Flecainide has high bioavailability after an oral dose, meaning that most of the drug that is ingested will enter the systemic blood stream. Peak serum concentrations can be seen 1 to 6 hours after ingestion of an oral dose. While the plasma half-life is about 20 hours, it is quite variable, and can range from 12 to 27 hours. During oral loading with flecainide, a steady state equilibrium is typically achieved in 3 to 5 days.

The majority of flecainide is eliminated by the kidneys, with the remainder metabolized by the cytochrome P450 2D6 isoenzyme in the liver. Therefore, alterations in renal function or urine pH will greatly affect the elimination of flecainide, as more is eliminated by the kidney than by the hepatic route.

Because of the dual elimination routes of flecainide and its tendency to decrease myocardial contractility, flecainide interacts with numerous pharmaceuticals and can potentiate the effects of other myocardial depressants and AV node blocking agents.

==Overdose==
Flecainide intoxication is rare but serious due to the cardiogenic shock that it provokes. Its diagnosis can be difficult in the lack of contributing anamnestic elements. Clinical and paraclinical signs are not specific. Treatment is primarily symptomatic, which gives good results thanks to the hypertonic solution of sodium salts. Organ donation is possible in the case of braindead patients who had a flecainide intoxication.

==Mechanism of action==
Flecainide works by blocking the Nav1.5 sodium channel in the heart, slowing the upstroke of the cardiac action potential.

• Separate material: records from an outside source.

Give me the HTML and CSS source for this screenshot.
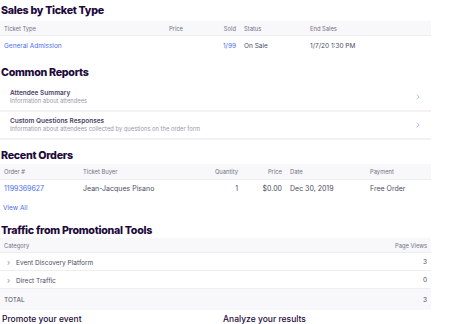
FILE: index.html
```html
<!DOCTYPE html>
<html lang="en">
<head>
    <meta charset="UTF-8">
    <meta name="viewport" content="width=device-width, initial-scale=1.0">
    <title>Event Dashboard</title>
    <link rel="stylesheet" href="styles.css">
</head>
<body>
    <div class="dashboard">
        <h2 class="section-title first">Sales by Ticket Type</h2>
        <table class="data-table sales-table">
            <colgroup>
                <col style="width: 150px">
                <col style="width: 37px">
                <col style="width: 53px">
                <col style="width: 66px">
                <col>
            </colgroup>
            <thead>
                <tr>
                    <th>Ticket Type</th>
                    <th class="num">Price</th>
                    <th class="num">Sold</th>
                    <th>Status</th>
                    <th>End Sales</th>
                </tr>
            </thead>
            <tbody>
                <tr>
                    <td><a href="#" class="link">General Admission</a></td>
                    <td class="num"></td>
                    <td class="num"><a href="#" class="link">1/99</a></td>
                    <td>On Sale</td>
                    <td>1/7/20 1:30 PM</td>
                </tr>
            </tbody>
        </table>

        <h2 class="section-title">Common Reports</h2>
        <ul class="report-list">
            <li class="report-item">
                <div>
                    <div class="report-name">Attendee Summary</div>
                    <div class="report-desc">Information about attendees</div>
                </div>
                <svg class="report-arrow" width="4" height="6" viewBox="0 0 4 6"><path d="M0.8 0.6 L3.2 3 L0.8 5.4" fill="none" stroke="#a9b6ff" stroke-width="1"/></svg>
            </li>
            <li class="report-item">
                <div>
                    <div class="report-name">Custom Questions Responses</div>
                    <div class="report-desc">Information about attendees collected by questions on the order form</div>
                </div>
                <svg class="report-arrow" width="4" height="6" viewBox="0 0 4 6"><path d="M0.8 0.6 L3.2 3 L0.8 5.4" fill="none" stroke="#a9b6ff" stroke-width="1"/></svg>
            </li>
        </ul>

        <h2 class="section-title orders-title">Recent Orders</h2>
        <table class="data-table orders-table">
            <colgroup>
                <col style="width: 79px">
                <col style="width: 121px">
                <col style="width: 42px">
                <col style="width: 44px">
                <col style="width: 80px">
                <col>
            </colgroup>
            <thead>
                <tr>
                    <th>Order #</th>
                    <th>Ticket Buyer</th>
                    <th class="num">Quantity</th>
                    <th class="num">Price</th>
                    <th>Date</th>
                    <th>Payment</th>
                </tr>
            </thead>
            <tbody>
                <tr class="order-row">
                    <td><a href="#" class="link big">1199369627</a></td>
                    <td class="big">Jean-Jacques Pisano</td>
                    <td class="num big">1</td>
                    <td class="num big">$0.00</td>
                    <td class="big">Dec 30, 2019</td>
                    <td class="big">Free Order</td>
                </tr>
            </tbody>
        </table>
        <a href="#" class="link view-all">View All</a>

        <h2 class="section-title traffic-title">Traffic from Promotional Tools</h2>
        <table class="data-table traffic-table">
            <thead>
                <tr>
                    <th>Category</th>
                    <th class="num">Page Views</th>
                </tr>
            </thead>
            <tbody>
                <tr class="traffic-row">
                    <td><span class="chev">&#x203A;</span>Event Discovery Platform</td>
                    <td class="num">3</td>
                </tr>
                <tr class="traffic-row">
                    <td><span class="chev">&#x203A;</span>Direct Traffic</td>
                    <td class="num">0</td>
                </tr>
                <tr class="total-row">
                    <td>TOTAL</td>
                    <td class="num">3</td>
                </tr>
            </tbody>
        </table>

        <div class="bottom-cols">
            <h3 class="sub-title">Promote your event</h3>
            <h3 class="sub-title">Analyze your results</h3>
        </div>
    </div>
</body>
</html>
```

FILE: styles.css
```css
body {
    margin: 0;
    font-family: Inter, 'Noto Sans', sans-serif;
    color: #39364f;
    background-color: #fff;
}
.dashboard {
    width: 431px;
}
.section-title {
    margin: 12px 0 4px 1px;
    font-size: 10.7px;
    line-height: 14px;
    font-weight: 800;
    color: #1e0a3c;
    letter-spacing: -0.3px;
}
.section-title.first {
    margin-top: 4px;
    margin-bottom: 3px;
}
.orders-title {
    margin-top: 9px;
    margin-bottom: 1px;
}
.traffic-title {
    margin-top: 12px;
    margin-bottom: 0;
}
.link,
.link:visited {
    color: #4a6cf0;
    text-decoration: none;
}
.data-table {
    width: 100%;
    border-collapse: collapse;
    table-layout: fixed;
    font-size: 6.5px;
}
.data-table th {
    background-color: #f8f7fa;
    color: #6f7287;
    font-weight: 400;
    text-align: left;
    height: 14px;
    padding: 0 4px;
    border-bottom: 1px solid #eeedf2;
    font-size: 5.8px;
    white-space: nowrap;
}
.data-table td {
    padding: 0 4px;
    height: 17px;
    color: #4b4d63;
    white-space: nowrap;
}
.data-table .num {
    text-align: right;
}
.sales-table td {
    padding-top: 1px;
}
.orders-table th {
    height: 15px;
}
.order-row td {
    height: 17px;
}
.big {
    font-size: 7px;
}
.view-all {
    display: block;
    margin: 7px 0 0 3px;
    font-size: 6.5px;
    line-height: 8px;
    width: max-content;
}
.report-list {
    list-style: none;
    margin: 0;
    padding: 0;
}
.report-item {
    display: flex;
    align-items: center;
    justify-content: space-between;
    padding: 5px 11px 6px 10px;
    border-bottom: 2px solid #f3f3f6;
}
.report-name {
    font-size: 6.5px;
    line-height: 8px;
    font-weight: 600;
    color: #4b4266;
}
.report-desc {
    font-size: 5.8px;
    line-height: 7px;
    color: #9a98ab;
}
.report-arrow {
    display: block;
}
.traffic-table td {
    height: 17px;
    border-bottom: 1px solid #eeedf2;
}
.chev {
    display: inline-block;
    width: 9px;
    margin-left: 3px;
    color: #8c8e9e;
    font-size: 8px;
}
.total-row td {
    height: 21px;
    background-color: #f8f7fa;
    border-bottom: none;
}
.bottom-cols {
    display: grid;
    grid-template-columns: 221px 1fr;
    margin-top: 3px;
    padding-left: 2px;
}
.sub-title {
    margin: 0;
    font-size: 8.5px;
    line-height: 12px;
    font-weight: 500;
    color: #1e0a3c;
}
```
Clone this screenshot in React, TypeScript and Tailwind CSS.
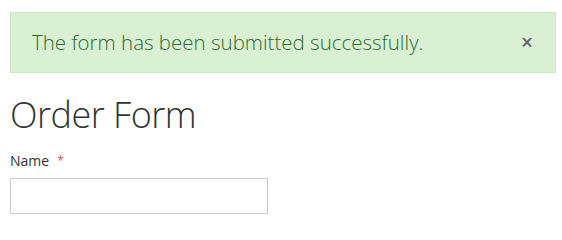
export default function App() {
  return (
    <div className="min-h-[231px] bg-white px-[10px] pt-[12px] font-['Open_Sans',sans-serif] text-[#333]">
      {/* Success alert */}
      <div className="flex h-[61px] w-[546px] items-center justify-between border border-[#cde8c3] bg-[#d9f0d3] pl-[21px] pr-[22px]">
        <p className="text-[20.5px] font-light text-[#2f6b2f]">
          The form has been submitted successfully.
        </p>
        <button className="text-[21px] font-semibold leading-none text-[#666]">×</button>
      </div>

      <h1 className="mt-[20px] text-[36px] font-light leading-[44px] tracking-[-0.5px] text-[#333]">
        Order Form
      </h1>

      <label className="mt-[15px] flex items-start gap-[8px] text-[14px] leading-[18px] text-[#333]">
        Name
        <span className="text-[12px] text-[#d9534f]">*</span>
      </label>

      <input
        type="text"
        className="mt-[8px] block h-[36px] w-[258px] border border-[#ccc] bg-white px-2 text-[14px] outline-none"
      />
    </div>
  )
}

The effect of flecainide on the sodium channels of the heart increases as the heart rate increases; This is known as use-dependence and is why that flecainide is useful to break a tachyarrhythmia.

Flecainide also inhibits ryanodine receptor 2 (RyR2), a major regulator of sarcoplasmic release of stored calcium ions. It can reduce calcium sparks and thus arrhythmogenic calcium waves in the heart. While Flecainide therapy has been shown to suppress ventricular arrhythmias in patients with catecholaminergic polymorphic ventricular tachycardia (CPVT) and mouse models of this disease, the relative contribution from the inhibition of sodium channels and of RyR2 in this effect on CPVT is unclear.

== Society and culture ==
===Brand names===
Flecainide is sold under the brand name Tambocor (manufactured by 3M pharmaceuticals). Flecainide went off-patent in February 2004. In addition to being marketed as Tambocor, it is available in generic version and under the brand names Almarytm, Apocard, Ecrinal, and Flécaine.